So I promised I would get around to discussing stressful things...
The most paramount would be
the Seattle Monorail Project, which
could be facing a dead end (AP via The Guardian) after suddenly slipping into a coma about six weeks ago.
I kinda expected after all of this time to be happily watching final design -- and even early construction starts -- at this point. I did NOT expect to be spending 10+ hours in meetings every week for the last month and a half, schmoozing with various local reporters, drafting letters to the editor and editorial pieces, and generally playing the political game on this issue. And I certainly did not expect it to be this frustrating!
The really, really short version follows for those outside of Seattle, or trapped indoors with no media access this summer:
1. Agency finally concludes NINE MONTHS! of secret contract negotiations
2. Staff recommends contract, but doesn't call attention to creative financing plan attached to it.
3. Shit hits the fan when media notices that the proposed finance plan would mean $9 Billion in interest (on top of $2B cost) and take 50+ years of levying the tax to pay off
4. Opponents work themselves into a frenzy like sharks smelling blood in the water
5. Executive Director and Board Chair resign over Fourth of July holiday
6. Board quickly rejects financing plan.
Life has been hell ever since. Regional and state politics are affecting this in all sorts of ways. Everyone has an opinion of what to do. Supporters cannot find agreement on what to do. Public and private betrayals and disappointments have occurred. And on and on and on... (Read the news briefs on our
Friends of the Monorail website if you continue to be interested in more details)
I won't bore people with details. If you're interested in them, y'all know how to get a hold of me. This has just seriously consumed large amounts of my free time. And I have alternated between anger, frustration, depression, and a few other emotions with the way the politics have gone, how uneducated people are sometimes about their own community, and how some of us have been and continue to be treated by leaders who should know better.

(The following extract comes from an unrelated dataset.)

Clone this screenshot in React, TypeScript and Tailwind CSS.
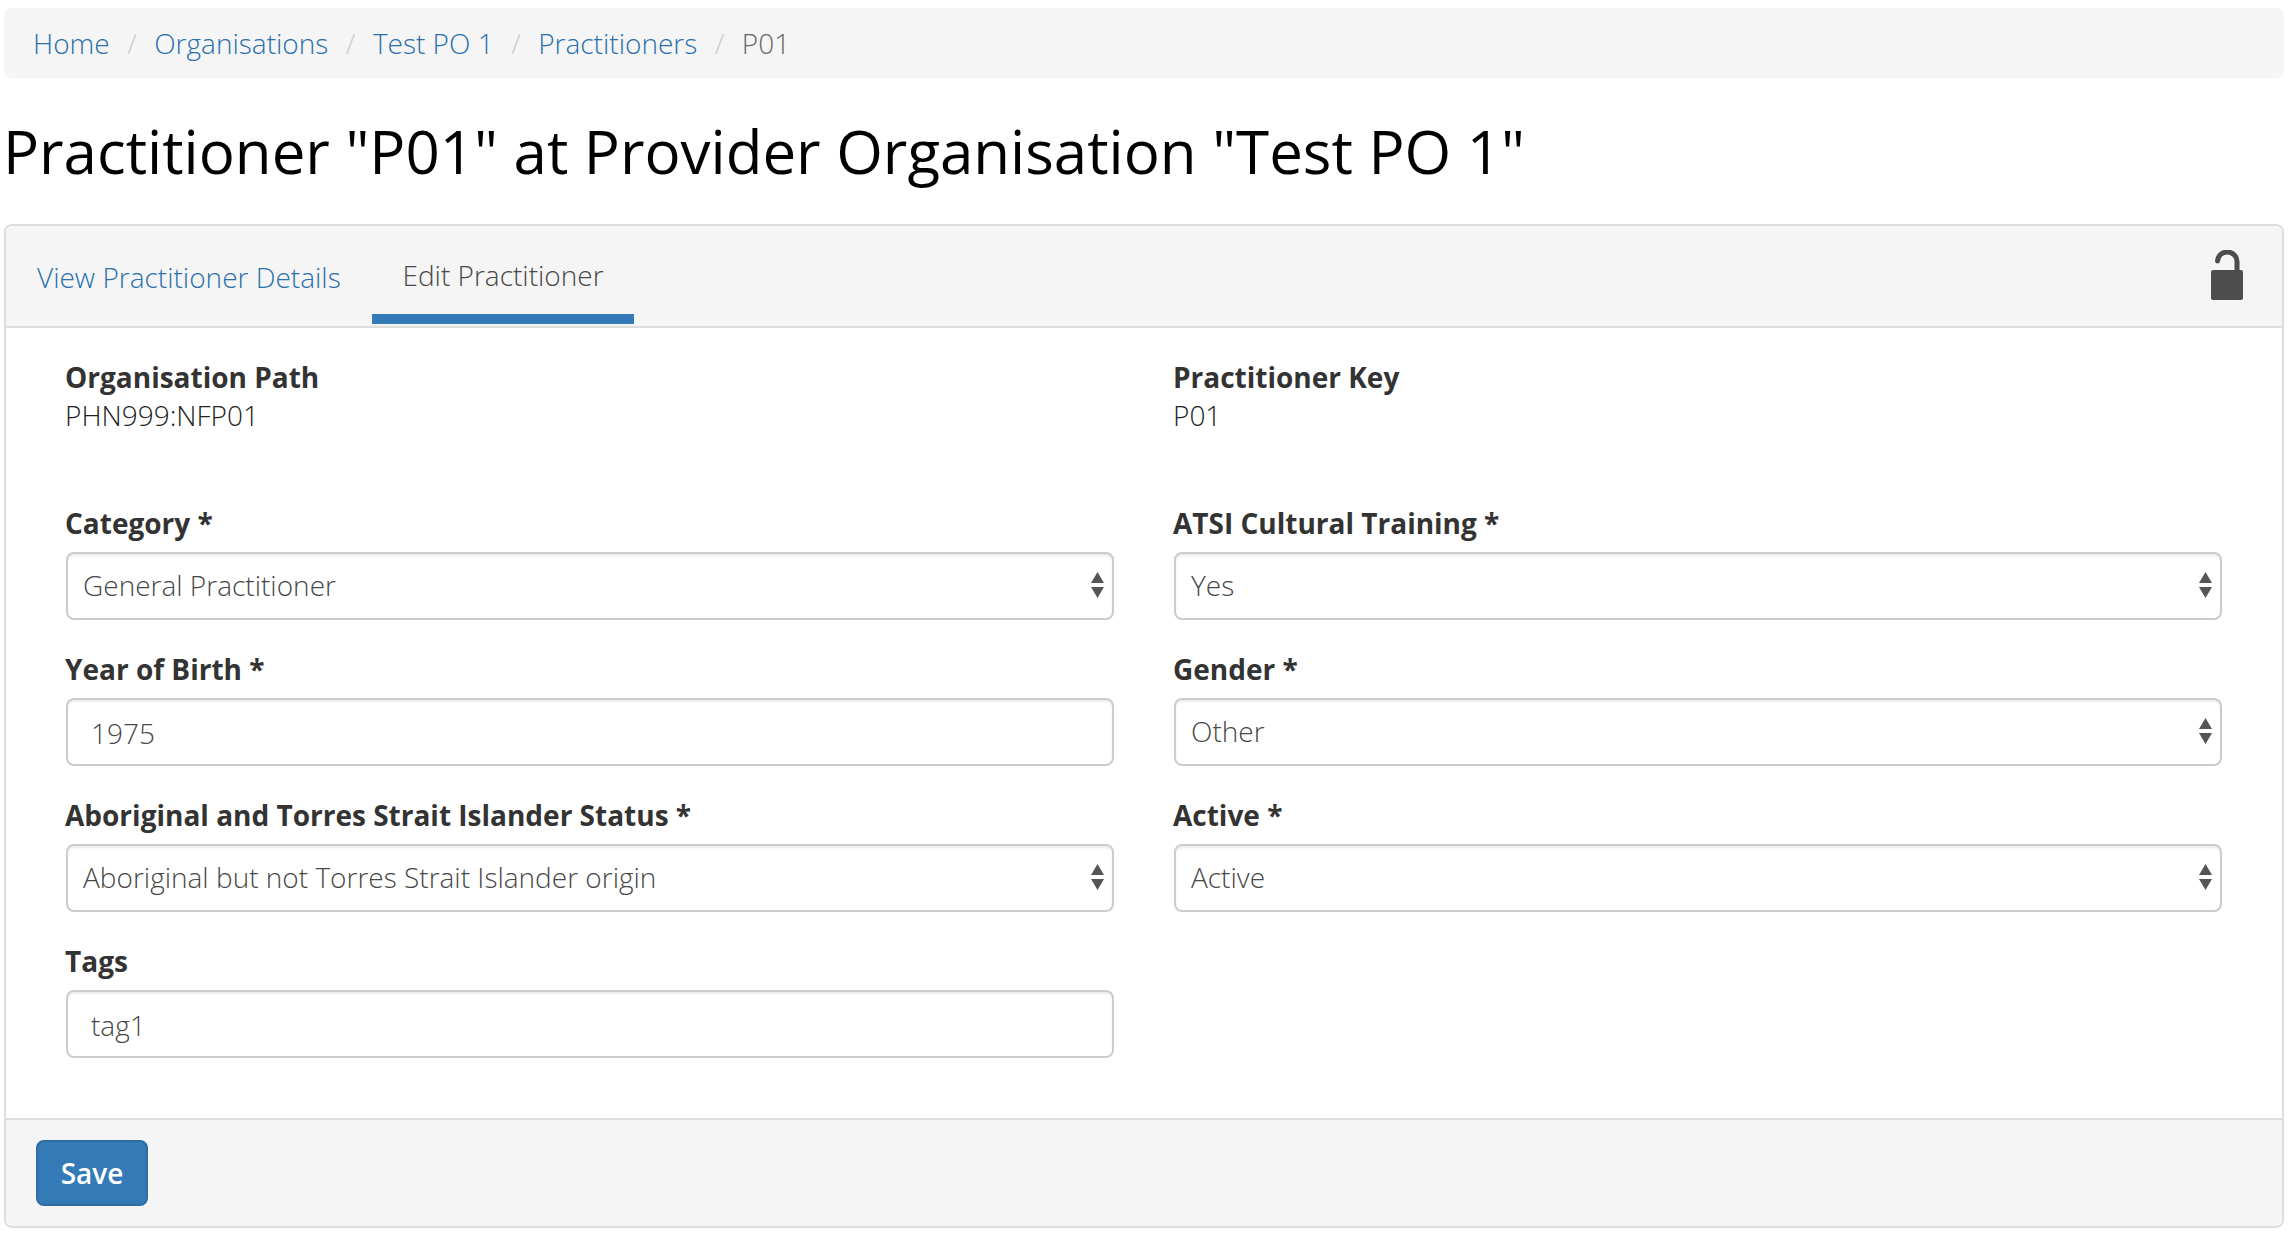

I don't know what's going to happen right now. It's rather upsetting to feel like a cause that I have been working for in one way or another for over five years may be DEAD by the end of the year. It's rather depressing to consider that some of the progressive ideals which first excited me about this project have been utterly destroyed by certain individuals. And it's just frustrating right now, because I don't quite know how I feel any more, and what I want to do.
Sometimes I just want to say fuck it all and go home and watch TV or play with the kittens. That's not so easy when I have been this involved for this long. It's not so easy when I am currently the elected President of one of the supporter's groups, and involved with keeping many folks informed and organized.
I need to really ask myself why I got involved in this Monorail Dream in the first place. Was it my idealism? Support for the environment and public transit? Its progressive ideals and people-powered politics? Are these things still there? Could they be resurrected?
Do I want a new monorail in Seattle? No matter what it looks like, who it serves, and where it goes?
Which do I value more: beautiful urban design or utilitarian transit speed and capacity?
Can I support a shortened line after we promised citizens 14 miles and up to 19 stations? Even if the alternative could very possibly be no monorail? No in-city rapid public transit?
And what happens if I walk away from Friends of the Monorail? Or if I come out against the Board or this Agency when it makes its final decision?